6’lı masanın “küçükleri” ile “büyükleri” arasına “Seçim Kanunu” girer mi
Yeni Şafak Gazetesi Yazarı Hasan Öztürk'ün bugünkü (22.03.2022)''6’lı masanın “küçükleri” ile “büyükleri” arasına “Seçim Kanunu” girer mi'' başlıklı yazısı.
“Baharda erken seçim var. Erken seçim kapıda. Yıl sonunda baskın seçim yapacaklar hazır olun” diye diye 3 yılı geride bıraktılar.

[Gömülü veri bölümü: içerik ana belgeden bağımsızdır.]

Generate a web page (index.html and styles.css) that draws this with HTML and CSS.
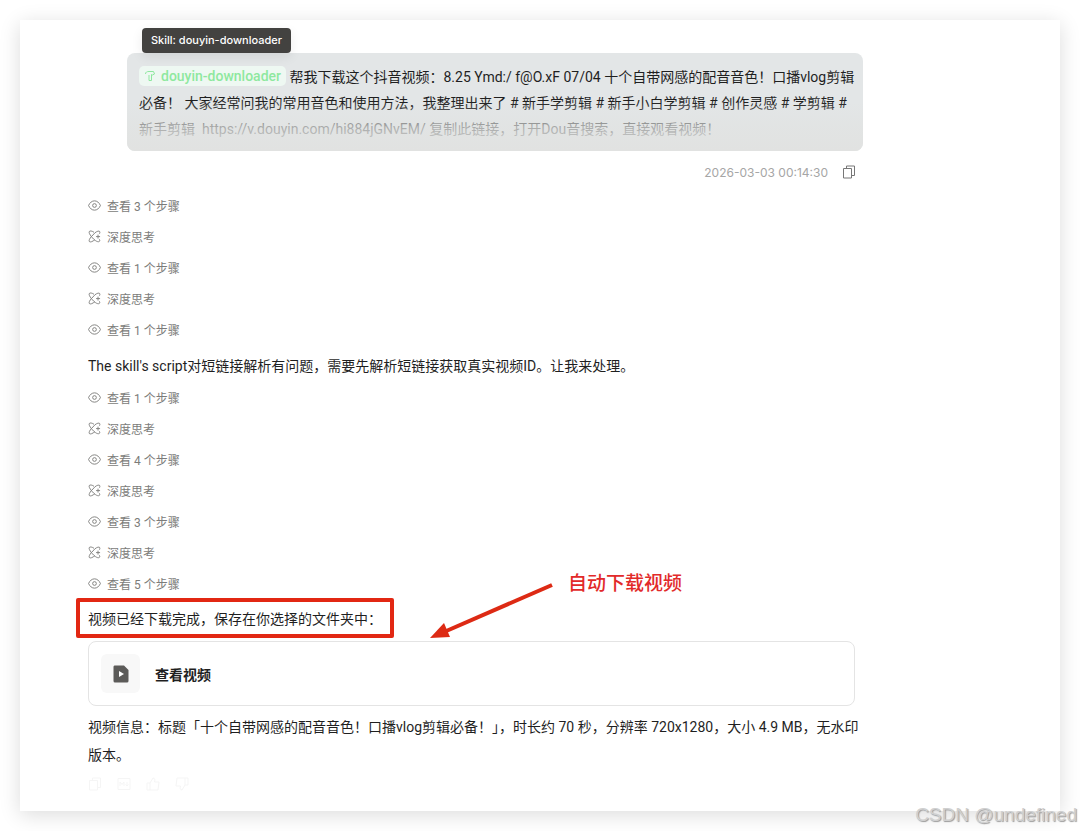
FILE: index.html
```html
<!DOCTYPE html>
<html lang="zh-CN">
<head>
    <meta charset="UTF-8">
    <meta name="viewport" content="width=device-width, initial-scale=1.0">
    <title>douyin-downloader</title>
    <link rel="stylesheet" href="styles.css">
</head>
<body>
    <!-- shared icons -->
    <svg class="sprite" aria-hidden="true">
        <symbol id="eye" viewBox="0 0 14 14">
            <path d="M.600 7C2 3.800 4.300 2 7 2S12 3.800 13.400 7C12 10.200 9.700 12 7 12S2 10.200 .600 7Z"/>
            <circle cx="7" cy="7" r="2"/>
        </symbol>
        <symbol id="think" viewBox="0 0 14 14">
            <path d="M6.500 2.500C4.500 1 2.200 .700 1.500 1.500C.700 2.500 1.700 4.800 3.800 7.200M3.800 6.800C1.700 9.200 .700 11.500 1.500 12.500C2.500 13.400 5 12.500 7.500 10.300"/>
            <path d="M3.800 7.200C6.500 10.800 10 13.300 12 12.500C12.800 12.100 12.800 11 12.300 10M4 6.800L7.500 3C9.800 1.200 11.800 .800 12.500 1.500C13 2.200 12.800 3.200 12.400 4M10.800 5V9.200M8.700 7.100H13"/>
        </symbol>
        <symbol id="copy" viewBox="0 0 14 14">
            <path d="M4.500 3.500V1H12.500V10.500H9.500M1.500 3.500H9.500V13H1.500Z"/>
        </symbol>
    </svg>

    <main class="window">
        <div class="chat">
            <section class="message">
                <div class="tooltip" role="tooltip">Skill: douyin-downloader</div>
                <div class="bubble">
                    <p><span class="skill"><svg class="skill-icon" viewBox="0 0 12 12"><path d="M1.500 4C1.500 2 3 1.500 5 1.500H9.500L10.500 4L8.500 5L7.500 4.500V10.500H5V5"/></svg>douyin-downloader</span> 帮我下载这个抖音视频：8.25 Ymd:/ f@O.xF 07/04 十个自带网感的配音音色！口播vlog剪辑<br>必备！ 大家经常问我的常用音色和使用方法，我整理出来了 # 新手学剪辑 # 新手小白学剪辑 # 创作灵感 # 学剪辑 #<br>新手剪辑&nbsp; https://v.douyin.com/hi884jGNvEM/ 复制此链接，打开Dou音搜索，直接观看视频！</p>
                </div>
                <div class="meta">
                    <time datetime="2026-03-03T00:14:30">2026-03-03 00:14:30</time>
                    <button class="icon-btn" type="button" aria-label="复制"><svg><use href="#copy"/></svg></button>
                </div>
            </section>

            <section class="reply">
                <div class="steps">
                    <button class="step" type="button"><svg><use href="#eye"/></svg>查看 3 个步骤</button>
                    <button class="step" type="button"><svg><use href="#think"/></svg>深度思考</button>
                    <button class="step" type="button"><svg><use href="#eye"/></svg>查看 1 个步骤</button>
                    <button class="step" type="button"><svg><use href="#think"/></svg>深度思考</button>
                    <button class="step" type="button"><svg><use href="#eye"/></svg>查看 1 个步骤</button>
                </div>
                <p class="text">The skill's script对短链接解析有问题，需要先解析短链接获取真实视频ID。让我来处理。</p>
                <div class="steps">
                    <button class="step" type="button"><svg><use href="#eye"/></svg>查看 1 个步骤</button>
                    <button class="step" type="button"><svg><use href="#think"/></svg>深度思考</button>
                    <button class="step" type="button"><svg><use href="#eye"/></svg>查看 4 个步骤</button>
                    <button class="step" type="button"><svg><use href="#think"/></svg>深度思考</button>
                    <button class="step" type="button"><svg><use href="#eye"/></svg>查看 3 个步骤</button>
                    <button class="step" type="button"><svg><use href="#think"/></svg>深度思考</button>
                    <button class="step" type="button"><svg><use href="#eye"/></svg>查看 5 个步骤</button>
                </div>
                <div class="done">
                    <p class="text">视频已经下载完成，保存在你选择的文件夹中：</p>
                    <span class="mark-box"></span>
                    <svg class="mark-arrow" viewBox="0 0 124 58">
                        <path d="M122 3L14 50" stroke="#dd2a14" stroke-width="4"/>
                        <path d="M0 56L14 41L20 55Z" fill="#dd2a14"/>
                    </svg>
                    <span class="mark-text">自动下载视频</span>
                </div>
                <button class="file" type="button">
                    <span class="file-icon">
                        <svg viewBox="0 0 16 18"><path d="M1.500 .500H11L15.500 5V16A1.500 1.500 0 0 1 14 17.500H2A1.500 1.500 0 0 1 .500 16V2A1.500 1.500 0 0 1 1.500 .500Z" fill="#5c5b59"/><path d="M6 6L11 9L6 12Z" fill="#fff"/></svg>
                    </span>
                    查看视频
                </button>
                <p class="text">视频信息：标题「十个自带网感的配音音色！口播vlog剪辑必备！」，时长约 70 秒，分辨率 720x1280，大小 4.9 MB，无水印<br>版本。</p>
                <div class="actions">
                    <button class="icon-btn" type="button" aria-label="复制"><svg><use href="#copy"/></svg></button>
                    <button class="icon-btn" type="button" aria-label="Markdown"><svg viewBox="0 0 14 14"><path d="M1 1.500H13V12.500H1ZM3 9V5L5 7.500L7 5V9M10 5V9M8.500 7.500L10 9L11.500 7.500"/></svg></button>
                    <button class="icon-btn" type="button" aria-label="赞"><svg viewBox="0 0 14 14"><path d="M1 6H4V13H1ZM4 6L7 1C9 1 9 3 8.500 5H13L12 13H4"/></svg></button>
                    <button class="icon-btn" type="button" aria-label="踩"><svg viewBox="0 0 14 14"><path d="M13 8H10V1H13ZM10 8L7 13C5 13 5 11 5.500 9H1L2 1H10"/></svg></button>
                </div>
            </section>
        </div>
    </main>
    <div class="watermark">CSDN @undefined</div>
</body>
</html>
```
FILE: styles.css
```css
* {
    box-sizing: border-box;
}
body {
    margin: 0;
    padding: 20px;
    position: relative;
    background-color: #fff;
    color: #1f1f1f;
    font-family: Roboto, "Noto Sans CJK SC", sans-serif;
    font-size: 14px;
}
p {
    margin: 0;
}
button {
    display: flex;
    align-items: center;
    padding: 0;
    border: none;
    background: none;
    font-family: inherit;
    cursor: pointer;
}
.sprite {
    position: absolute;
    width: 0;
    height: 0;
}
.window {
    padding: 33px 68px 20px;
    background-color: #fff;
    box-shadow: 0 4px 20px rgba(0, 0, 0, 0.14);
}
.chat {
    max-width: 775px;
}

/* user message */
.message {
    position: relative;
    margin-left: 39px;
}
.tooltip {
    position: absolute;
    top: -25px;
    left: 15px;
    z-index: 1;
    padding: 0 9px;
    border-radius: 4px;
    background-color: #434240;
    color: #fff;
    font-family: Inter, sans-serif;
    font-size: 11px;
    font-weight: 500;
    line-height: 25px;
    box-shadow: 0 4px 12px rgba(0, 0, 0, 0.08);
}
.bubble {
    position: relative;
    padding: 11px 12px 9px;
    border-radius: 8px;
    background-color: #e3e6e7;
    line-height: 26px;
    white-space: nowrap;
}
.bubble::after {
    content: "";
    position: absolute;
    inset: 50% 0 0;
    border-radius: 0 0 8px 8px;
    background: linear-gradient(rgba(225, 227, 226, 0), rgba(225, 227, 226, 0.7) 50%, #e1e2e1);
}
.skill {
    display: inline-flex;
    align-items: center;
    gap: 5px;
    height: 20px;
    padding: 0 5px;
    border-radius: 5px;
    background-color: #eef8f2;
    color: #8ee89f;
    font-weight: 500;
}
.skill-icon {
    width: 12px;
    height: 12px;
    fill: none;
    stroke: #8ee89f;
}
.meta {
    display: flex;
    justify-content: flex-end;
    align-items: center;
    gap: 14px;
    height: 20px;
    margin-top: 11px;
    padding-right: 7px;
    color: #a6a6a6;
    font-family: Inter, sans-serif;
    font-size: 12px;
}
.icon-btn svg {
    width: 14px;
    height: 14px;
    fill: none;
    stroke: #777;
}

/* assistant reply */
.reply {
    margin: 13px 8px 0 0;
}
.steps {
    display: flex;
    flex-direction: column;
    align-items: flex-start;
    gap: 11px;
}
.step {
    gap: 6px;
    height: 20px;
    color: #7c7c7a;
    font-size: 12px;
}
.step svg {
    width: 13px;
    height: 13px;
    fill: none;
    stroke: #7c7c7a;
}
.text {
    line-height: 28px;
    white-space: nowrap;
}
.steps + .text {
    margin: 13px 0 7px;
}
.done {
    position: relative;
    margin: 12px 0 8px;
}
.mark-box {
    position: absolute;
    top: -7px;
    left: -12px;
    width: 318px;
    height: 40px;
    border: 4px solid #e22713;
    border-radius: 2px;
}
.mark-arrow {
    position: absolute;
    top: -23px;
    left: 342px;
    width: 124px;
    height: 58px;
}
.mark-text {
    position: absolute;
    top: -35px;
    left: 480px;
    color: #e22a2a;
    font-size: 19px;
    font-weight: 500;
    line-height: 28px;
}
.file {
    width: 100%;
    gap: 15px;
    margin-bottom: 7px;
    padding: 12px;
    border: 1px solid #e4e4e4;
    border-radius: 8px;
    color: #1f1f1f;
    font-size: 14px;
    font-weight: 700;
}
.file-icon {
    display: flex;
    justify-content: center;
    align-items: center;
    width: 39px;
    height: 39px;
    border-radius: 6px;
    background-color: #f8f8f8;
}
.file-icon svg {
    width: 16px;
    height: 18px;
}
.actions {
    display: flex;
    gap: 15px;
    margin-top: 8px;
}
.actions svg {
    stroke: #f5f5f5;
}

.watermark {
    position: absolute;
    right: 3px;
    bottom: 4px;
    color: #d0d0d0;
    font-family: "Liberation Sans", Arial, sans-serif;
    font-size: 19px;
    line-height: 24px;
    text-shadow: 1px 1px 1px #999;
}
```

Partililerini konsolide etmenin yolu olarak “erken seçim” argümanını kullandılar. Küçük partileri eteklerinde tutmak için “bugün seçim var” dediler. Şimdi o küçük partilerin genel başkanlarını ve milletvekili adaylarını ne yapacaklarını kara kara düşünüyorlar.
“Ak Parti’den oy çalmak üzere kurulan” iki partinin kurmaylarıysa, “Asıl olan parlamento çoğunluğunu sağlamaktır” diyerek CHP ve İyi Parti’ye “Bizden vaz geçmeyin” diyorlar.
Ak Parti ve MHP’nin “Seçim Kanunu’nda değişiklik teklifi” muhalefetin kimyasını bozmuş görünüyor. 6 parti olarak imzaladıkları “Güçlendirilmiş Parlamenter Sisteme Dönüş Deklarasyonu” motivasyon kaynağıydı.
Ancak o motivasyon kaynağı bugünlerde ayak bağı haline dönüştü.
ARTIK OYLARLA ELDE EDİLECEK SANDALYELERİ KÜÇÜK PARTİLERE VERME HAYALİ SUYA DÜŞTÜ
2018 seçimlerinde, CHP ve İyi Parti, mevcut Seçim Kanunu ve “İttifak düzenlemesi”ni kendi lehlerine çevirmişti. “Artık oylar” sayesinde hiç tahmin etmedikleri yerlerde milletvekili çıkarmışlardı.
Mevcut yasada değişiklik olmasa, o artık oylarla elde edilecek vekilleri ittifak ortağı küçük partilere vererek, parlamentoda “güçlü” yer alacaklarını var sayıyorlardı.
Hesaplar şaştı.
Muhalefetin özellikle de 28 Şubat İttifakı’nın bugün artık bambaşka bir hesap yapma zorunluluğu oluştu.
CHP VE İYİ PARTİ BEKLEMEDE, KÜÇÜKLER “BİZİ YARI YOLDA BIRAKAMAZSINIZ” POZİSYONUNDA
Şu ana kadar ittifakın iki büyük taşıyıcı unsuru CHP ve İyi Parti liderlerinden Seçim Kanunu’ndaki değişiklik teklifine güçlü bir reddiye göremedik. Anlaşılıyor ki hem Sayın Kılıçdaroğlu hem Sayın Akşener, küçük ortakların alacağı pozisyonun netleşmesini bekliyor.
Her ne kadar CHP ve İyi Parti’lilerin 28 Şubat İttifakı’nın 2 paydaşını ittifak ortağı görmüyor olsalar da o iki küçük parti genel başkanları kendilerine biçtikleri “büyük misyon” nedeniyle “merkezde” oldukları hissiyatını medyaları aracılığıyla dillendirmekten geri durmuyorlar.